- Caramba Liendo, tu sabes que del medio de esta gente, salió tu padre?
Me lo dijo sin que yo lo preguntara. Me lo dijo, quizás, para recalcar la sensación de casta.
Deben andar entre los 75 y 80 años. Más o menos la edad que mis padres tendrían en este momento. La mayoría son abuelos o bisabuelos, la mayoría son padres de mis antiguos conocidos de infancia o de mis amigos de siempre. Aunque tengo el cabello tan blanco como ellos, me saludan con el afecto cercano que se guarda para los muchachos. Seguramente me cargaron cuando fui niño, o estuvieron por ahí para soplar las primeras velas de mis cumpleaños. Mi madre diría que son “gente de toda la vida”, a mí no se me ocurre otra manera de llamarlos. De muchas formas, han ido llenando nuestra vida con actos que luego han sido historia. De muchas maneras, con muchas ganas, han construido un país al que intentan mantener erguido, con el mismo esfuerzo que ponen en sus memorias desleídas y sus pasos vacilantes.
Son los amigos de mis padres. Son los viejos que se rascan la cabeza para tratar de recordar la palabra exacta con que definir lo que ven, que los horroriza tanto como a nosotros y aun más, pues los horroriza con pesar. Son los que enfrentaron la Seguridad Nacional de Pérez Jiménez, entre otras lindezas, y no alardean de ello. Los que modernizaron la Universidad, crearon cátedras, escribieron libros, inventaron formulas y posiblemente son responsables de un poquito de lo que hoy se conoce como pensamiento moderno. Simplemente, nunca dejaron de crear un espacio que todavia parezca porvenir, que trascienda lo oligarca y sus otros diez mil nombres y que, en caso de tener que ver con algo, tenga que ver con patria; si es que alguien todavía cree en ese concepto sin sentir un ramalazo de cursilería recorriéndole la espina dorsal cuando lo escucha. Una patria que ellos (y por eso yo apostaría mi vida) construyeron para nosotros y que, nosotros, hemos dejado perder del mismo modo irresponsable como perdimos el reloj de nuestra graduación o la cadenita del bautizo.

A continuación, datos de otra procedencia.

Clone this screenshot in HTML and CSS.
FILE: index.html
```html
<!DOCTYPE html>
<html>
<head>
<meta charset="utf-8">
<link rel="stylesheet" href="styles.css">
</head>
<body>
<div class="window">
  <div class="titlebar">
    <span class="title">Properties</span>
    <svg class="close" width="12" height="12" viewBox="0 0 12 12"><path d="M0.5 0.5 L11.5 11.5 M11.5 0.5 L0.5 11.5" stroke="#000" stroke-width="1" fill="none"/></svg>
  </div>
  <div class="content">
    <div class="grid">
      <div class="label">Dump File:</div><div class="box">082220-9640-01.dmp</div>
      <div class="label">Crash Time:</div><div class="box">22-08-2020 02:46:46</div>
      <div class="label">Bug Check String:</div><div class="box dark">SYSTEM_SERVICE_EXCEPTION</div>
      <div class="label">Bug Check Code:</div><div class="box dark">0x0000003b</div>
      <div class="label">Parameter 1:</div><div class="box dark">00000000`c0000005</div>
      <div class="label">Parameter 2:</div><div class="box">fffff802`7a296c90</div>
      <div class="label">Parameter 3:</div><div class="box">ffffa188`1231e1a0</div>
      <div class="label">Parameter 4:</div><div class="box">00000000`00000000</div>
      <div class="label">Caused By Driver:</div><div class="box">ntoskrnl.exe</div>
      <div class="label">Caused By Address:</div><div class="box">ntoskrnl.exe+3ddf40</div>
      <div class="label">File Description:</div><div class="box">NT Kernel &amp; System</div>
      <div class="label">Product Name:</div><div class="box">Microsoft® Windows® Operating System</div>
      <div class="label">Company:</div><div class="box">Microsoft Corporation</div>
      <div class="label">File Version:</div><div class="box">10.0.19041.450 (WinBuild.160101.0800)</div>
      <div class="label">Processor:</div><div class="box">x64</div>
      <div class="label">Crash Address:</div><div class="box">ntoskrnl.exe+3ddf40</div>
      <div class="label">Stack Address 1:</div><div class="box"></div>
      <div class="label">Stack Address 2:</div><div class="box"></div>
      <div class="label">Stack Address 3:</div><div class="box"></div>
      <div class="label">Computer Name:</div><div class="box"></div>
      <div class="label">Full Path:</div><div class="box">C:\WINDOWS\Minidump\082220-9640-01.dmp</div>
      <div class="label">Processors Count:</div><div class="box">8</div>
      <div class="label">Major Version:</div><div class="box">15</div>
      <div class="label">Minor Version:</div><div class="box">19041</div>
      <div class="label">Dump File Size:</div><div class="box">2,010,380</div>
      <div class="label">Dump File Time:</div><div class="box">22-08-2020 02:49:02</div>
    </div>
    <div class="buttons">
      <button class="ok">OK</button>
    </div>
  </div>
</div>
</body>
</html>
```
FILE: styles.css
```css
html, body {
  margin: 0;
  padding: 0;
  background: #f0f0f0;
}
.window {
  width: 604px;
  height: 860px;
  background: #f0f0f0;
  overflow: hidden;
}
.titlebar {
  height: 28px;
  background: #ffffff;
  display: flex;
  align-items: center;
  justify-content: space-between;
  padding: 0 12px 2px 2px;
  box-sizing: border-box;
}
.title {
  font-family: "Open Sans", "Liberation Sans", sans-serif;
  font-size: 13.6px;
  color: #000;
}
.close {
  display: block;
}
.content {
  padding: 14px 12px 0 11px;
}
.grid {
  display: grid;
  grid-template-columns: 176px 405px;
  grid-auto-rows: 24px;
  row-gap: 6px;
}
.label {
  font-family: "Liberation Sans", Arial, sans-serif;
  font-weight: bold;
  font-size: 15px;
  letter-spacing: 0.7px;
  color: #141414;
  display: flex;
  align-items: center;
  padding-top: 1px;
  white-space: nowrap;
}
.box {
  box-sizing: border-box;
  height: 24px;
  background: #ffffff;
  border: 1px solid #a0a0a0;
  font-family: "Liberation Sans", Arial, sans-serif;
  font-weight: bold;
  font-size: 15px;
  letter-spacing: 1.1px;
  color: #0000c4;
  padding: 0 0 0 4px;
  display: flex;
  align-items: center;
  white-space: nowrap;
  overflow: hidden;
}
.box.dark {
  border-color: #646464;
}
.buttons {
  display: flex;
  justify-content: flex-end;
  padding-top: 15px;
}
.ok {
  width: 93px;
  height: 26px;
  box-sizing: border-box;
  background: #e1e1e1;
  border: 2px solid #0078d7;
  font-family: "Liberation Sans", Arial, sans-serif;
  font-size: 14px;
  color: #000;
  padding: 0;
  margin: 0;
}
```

Se despidieron entre ellos con palmadas en los hombros o con abrazos. Con lentitud. Pero sin ayuda, encendieron sus autos y empezaron a salir, sacudiendo un adiós con la mano. Yo me había quedado recostado en la puerta para despedirlos. Juraría por Dios que me estremeció la pena. Que para ellos, quería lo mismo que había querido para mi padre, el día aquel que me habló de su enfermedad y a mi se me reventaron los ojos de llanto. Que hubiera querido para ellos, querencias donde el dolor sea el de la rara andadura por la vida. Otras certezas, otras noticias más libres y una eternidad de buenos cuentos.
Es una lastima que nunca nos pusimos de acuerdo en todo eso.